Examples in real protocols
- HDLC/PPP: Frame-level ACK/NAK-like mechanisms and retransmission.
- TFTP: Uses ACK for each data block; errors lead to retransmission requests.
- NORM (NACK-Oriented Reliable Multicast): Uses NAKs for loss reporting from receivers to request retransmission in multicast contexts.
- TCP (SACK): Uses ACKs and SACK blocks to indicate received ranges; stands in for explicit NAKs.
Practical implementation tips
- Use cumulative ACKs where ordering matters; use selective ACK/SACK for efficient recovery.
- Implement exponential backoff for retransmission timers to prevent congestion collapse.
- In multicast or multi-receiver systems, implement NAK suppression and random delays to avoid implosion.

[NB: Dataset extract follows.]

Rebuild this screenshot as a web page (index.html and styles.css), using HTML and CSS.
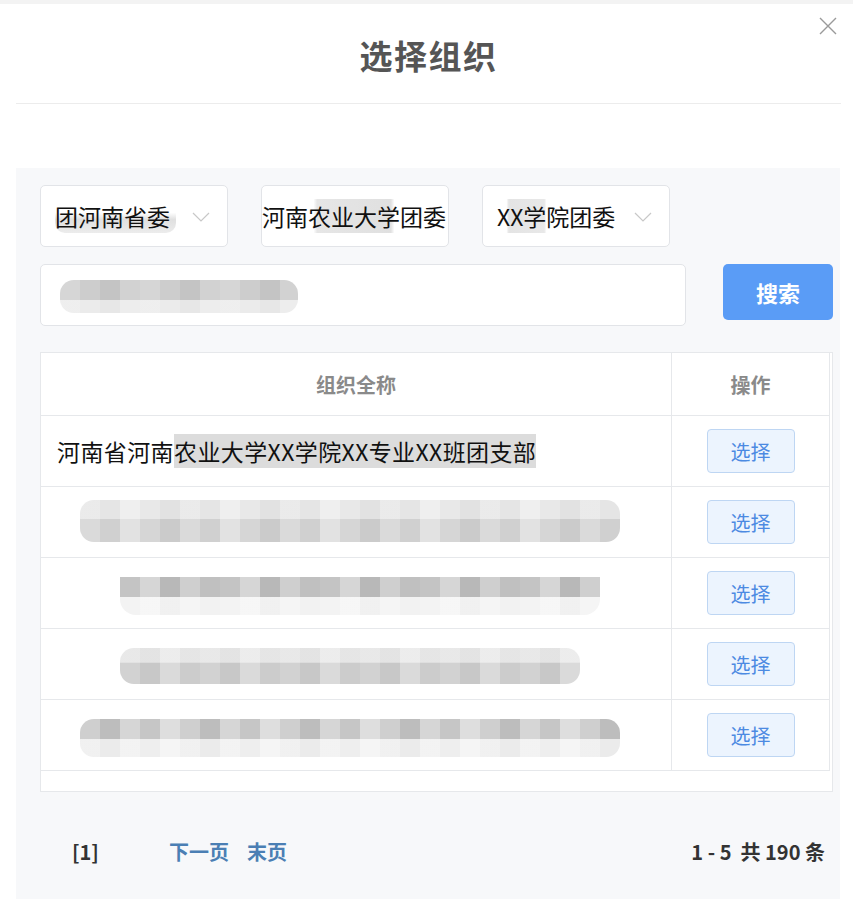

- Monitor duplicate ACK patterns to detect loss quickly in ACK-only transports.
Conclusion
ACK and NAK are complementary mechanisms for ensuring reliable communication. ACKs confirm success; NAKs signal failure. Protocol designers choose between them — or combine their behaviors — based on link characteristics, scalability needs, and performance trade-offs. Understanding both helps engineer robust, efficient networking systems.